(What to work on) Reproduce every line of the material below, but drop the pictures.

(Supplied data)
————————

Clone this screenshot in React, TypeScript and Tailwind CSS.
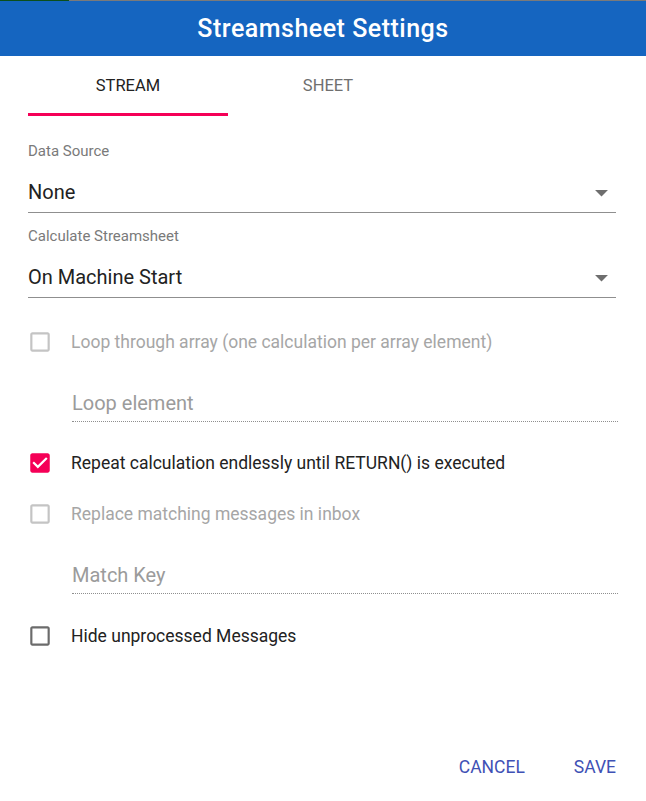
import { useState } from 'react'

const BOX_BLANK =
  'M19 5v14H5V5h14m0-2H5c-1.11 0-2 .9-2 2v14c0 1.1.89 2 2 2h14c1.1 0 2-.9 2-2V5c0-1.1-.9-2-2-2z'
const BOX_CHECKED =
  'M19 3H5c-1.11 0-2 .9-2 2v14c0 1.1.89 2 2 2h14c1.1 0 2-.9 2-2V5c0-1.1-.9-2-2-2zm-9 14l-5-5 1.41-1.41L10 14.17l7.59-7.59L19 8l-9 9z'

interface CheckRowProps {
  label: string
  checked?: boolean
  disabled?: boolean
  className?: string
  onToggle?: () => void
}

function CheckRow({ label, checked = false, disabled = false, className = '', onToggle }: CheckRowProps) {
  const iconColor = disabled ? 'text-[#c4c4c4]' : checked ? 'text-[#f50057]' : 'text-[#6b6b6b]'
  return (
    <label
      className={`flex h-[40px] items-center ${disabled ? 'cursor-default' : 'cursor-pointer'} ${className}`}
      onClick={() => !disabled && onToggle?.()}
    >
      <svg viewBox="0 0 24 24" className={`ml-[-1px] h-[26px] w-[26px] fill-current ${iconColor}`}>
        <path d={checked ? BOX_CHECKED : BOX_BLANK} />
      </svg>
      <span
        className={`ml-[18px] text-[17.5px] leading-[24px] ${disabled ? 'text-[#a6a6a6]' : 'text-[#222]'}`}
      >
        {label}
      </span>
    </label>
  )
}

function SelectField({ label, value, className = '' }: { label: string; value: string; className?: string }) {
  return (
    <div className={className}>
      <div className="text-[15px] leading-[18px] text-[#7a7a7a]">{label}</div>
      <div className="mt-[12px] flex h-[41px] items-center justify-between border-b border-[#8f8f8f]">
        <span className="text-[20px] leading-[24px] text-[#222]">{value}</span>
        <svg viewBox="0 0 24 24" className="mr-[-1px] h-[31px] w-[31px] fill-[#6e6e6e]">
          <path d="M7 10l5 5 5-5z" />
        </svg>
      </div>
    </div>
  )
}

function DisabledInput({ placeholder, className = '' }: { placeholder: string; className?: string }) {
  return (
    <div
      className={`ml-[44px] mr-[-2px] flex h-[37px] items-center border-b border-dotted border-[#8f8f8f] ${className}`}
    >
      <span className="text-[20px] leading-[24px] text-[#9b9b9b]">{placeholder}</span>
    </div>
  )
}

export default function App() {
  const [tab, setTab] = useState<'stream' | 'sheet'>('stream')
  const [repeat, setRepeat] = useState(true)
  const [hide, setHide] = useState(false)

  return (
    <div className="flex h-[801px] w-[646px] flex-col bg-white font-['Roboto',sans-serif]">
      <div className="flex h-[1px]">
        <div className="w-[69px] bg-[#0b4f1c]" />
        <div className="flex-1 bg-[#7a7a7a]" />
      </div>
      <header className="flex h-[55px] items-center justify-center bg-[#1565c0]">
        <h1 className="text-[25px] font-medium leading-[30px] tracking-[0.5px] text-white">
          Streamsheet Settings
        </h1>
      </header>

      <nav className="flex px-[28px]">
        {(['stream', 'sheet'] as const).map((t) => (
          <button
            key={t}
            type="button"
            onClick={() => setTab(t)}
            className="relative flex h-[60px] w-[200px] items-center justify-center pt-[1px]"
          >
            <span className={`text-[16.5px] uppercase ${tab === t ? 'text-[#222]' : 'text-[#6f6f6f]'}`}>
              {t}
            </span>
            {tab === t && <span className="absolute inset-x-0 bottom-0 h-[3px] bg-[#f50057]" />}
          </button>
        ))}
      </nav>

      <div className="flex flex-col pl-[28px] pr-[30px]">
        <SelectField label="Data Source" value="None" className="mt-[26px]" />
        <SelectField label="Calculate Streamsheet" value="On Machine Start" className="mt-[14px]" />

        <CheckRow label="Loop through array (one calculation per array element)" disabled className="mt-[24px]" />
        <DisabledInput placeholder="Loop element" className="mt-[23px]" />

        <CheckRow
          label="Repeat calculation endlessly until RETURN() is executed"
          checked={repeat}
          onToggle={() => setRepeat((v) => !v)}
          className="mt-[21px]"
        />
        <CheckRow label="Replace matching messages in inbox" disabled className="mt-[11px]" />
        <DisabledInput placeholder="Match Key" className="mt-[23px]" />

        <CheckRow
          label="Hide unprocessed Messages"
          checked={hide}
          onToggle={() => setHide((v) => !v)}
          className="mt-[22px]"
        />
      </div>

      <div className="mt-auto mb-[11px] flex h-[45px] items-center justify-end gap-[29px] pr-[20px]">
        <button type="button" className="px-[10px] text-[17.5px] uppercase text-[#3f51b5]">
          Cancel
        </button>
        <button type="button" className="px-[10px] text-[17.5px] uppercase text-[#3f51b5]">
          Save
        </button>
      </div>
    </div>
  )
}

————————

(Solution to this task)
Clone this screenshot in React, TypeScript and Tailwind CSS.
import { useState } from 'react'

const BOX_BLANK =
  'M19 5v14H5V5h14m0-2H5c-1.11 0-2 .9-2 2v14c0 1.1.89 2 2 2h14c1.1 0 2-.9 2-2V5c0-1.1-.9-2-2-2z'
const BOX_CHECKED =
  'M19 3H5c-1.11 0-2 .9-2 2v14c0 1.1.89 2 2 2h14c1.1 0 2-.9 2-2V5c0-1.1-.9-2-2-2zm-9 14l-5-5 1.41-1.41L10 14.17l7.59-7.59L19 8l-9 9z'

interface CheckRowProps {
  label: string
  checked?: boolean
  disabled?: boolean
  className?: string
  onToggle?: () => void
}

function CheckRow({ label, checked = false, disabled = false, className = '', onToggle }: CheckRowProps) {
  const iconColor = disabled ? 'text-[#c4c4c4]' : checked ? 'text-[#f50057]' : 'text-[#6b6b6b]'
  return (
    <label
      className={`flex h-[40px] items-center ${disabled ? 'cursor-default' : 'cursor-pointer'} ${className}`}
      onClick={() => !disabled && onToggle?.()}
    >
      <svg viewBox="0 0 24 24" className={`ml-[-1px] h-[26px] w-[26px] fill-current ${iconColor}`}>
        <path d={checked ? BOX_CHECKED : BOX_BLANK} />
      </svg>
      <span
        className={`ml-[18px] text-[17.5px] leading-[24px] ${disabled ? 'text-[#a6a6a6]' : 'text-[#222]'}`}
      >
        {label}
      </span>
    </label>
  )
}

function SelectField({ label, value, className = '' }: { label: string; value: string; className?: string }) {
  return (
    <div className={className}>
      <div className="text-[15px] leading-[18px] text-[#7a7a7a]">{label}</div>
      <div className="mt-[12px] flex h-[41px] items-center justify-between border-b border-[#8f8f8f]">
        <span className="text-[20px] leading-[24px] text-[#222]">{value}</span>
        <svg viewBox="0 0 24 24" className="mr-[-1px] h-[31px] w-[31px] fill-[#6e6e6e]">
          <path d="M7 10l5 5 5-5z" />
        </svg>
      </div>
    </div>
  )
}

function DisabledInput({ placeholder, className = '' }: { placeholder: string; className?: string }) {
  return (
    <div
      className={`ml-[44px] mr-[-2px] flex h-[37px] items-center border-b border-dotted border-[#8f8f8f] ${className}`}
    >
      <span className="text-[20px] leading-[24px] text-[#9b9b9b]">{placeholder}</span>
    </div>
  )
}

export default function App() {
  const [tab, setTab] = useState<'stream' | 'sheet'>('stream')
  const [repeat, setRepeat] = useState(true)
  const [hide, setHide] = useState(false)

  return (
    <div className="flex h-[801px] w-[646px] flex-col bg-white font-['Roboto',sans-serif]">
      <div className="flex h-[1px]">
        <div className="w-[69px] bg-[#0b4f1c]" />
        <div className="flex-1 bg-[#7a7a7a]" />
      </div>
      <header className="flex h-[55px] items-center justify-center bg-[#1565c0]">
        <h1 className="text-[25px] font-medium leading-[30px] tracking-[0.5px] text-white">
          Streamsheet Settings
        </h1>
      </header>

      <nav className="flex px-[28px]">
        {(['stream', 'sheet'] as const).map((t) => (
          <button
            key={t}
            type="button"
            onClick={() => setTab(t)}
            className="relative flex h-[60px] w-[200px] items-center justify-center pt-[1px]"
          >
            <span className={`text-[16.5px] uppercase ${tab === t ? 'text-[#222]' : 'text-[#6f6f6f]'}`}>
              {t}
            </span>
            {tab === t && <span className="absolute inset-x-0 bottom-0 h-[3px] bg-[#f50057]" />}
          </button>
        ))}
      </nav>

      <div className="flex flex-col pl-[28px] pr-[30px]">
        <SelectField label="Data Source" value="None" className="mt-[26px]" />
        <SelectField label="Calculate Streamsheet" value="On Machine Start" className="mt-[14px]" />

        <CheckRow label="Loop through array (one calculation per array element)" disabled className="mt-[24px]" />
        <DisabledInput placeholder="Loop element" className="mt-[23px]" />

        <CheckRow
          label="Repeat calculation endlessly until RETURN() is executed"
          checked={repeat}
          onToggle={() => setRepeat((v) => !v)}
          className="mt-[21px]"
        />
        <CheckRow label="Replace matching messages in inbox" disabled className="mt-[11px]" />
        <DisabledInput placeholder="Match Key" className="mt-[23px]" />

        <CheckRow
          label="Hide unprocessed Messages"
          checked={hide}
          onToggle={() => setHide((v) => !v)}
          className="mt-[22px]"
        />
      </div>

      <div className="mt-auto mb-[11px] flex h-[45px] items-center justify-end gap-[29px] pr-[20px]">
        <button type="button" className="px-[10px] text-[17.5px] uppercase text-[#3f51b5]">
          Cancel
        </button>
        <button type="button" className="px-[10px] text-[17.5px] uppercase text-[#3f51b5]">
          Save
        </button>
      </div>
    </div>
  )
}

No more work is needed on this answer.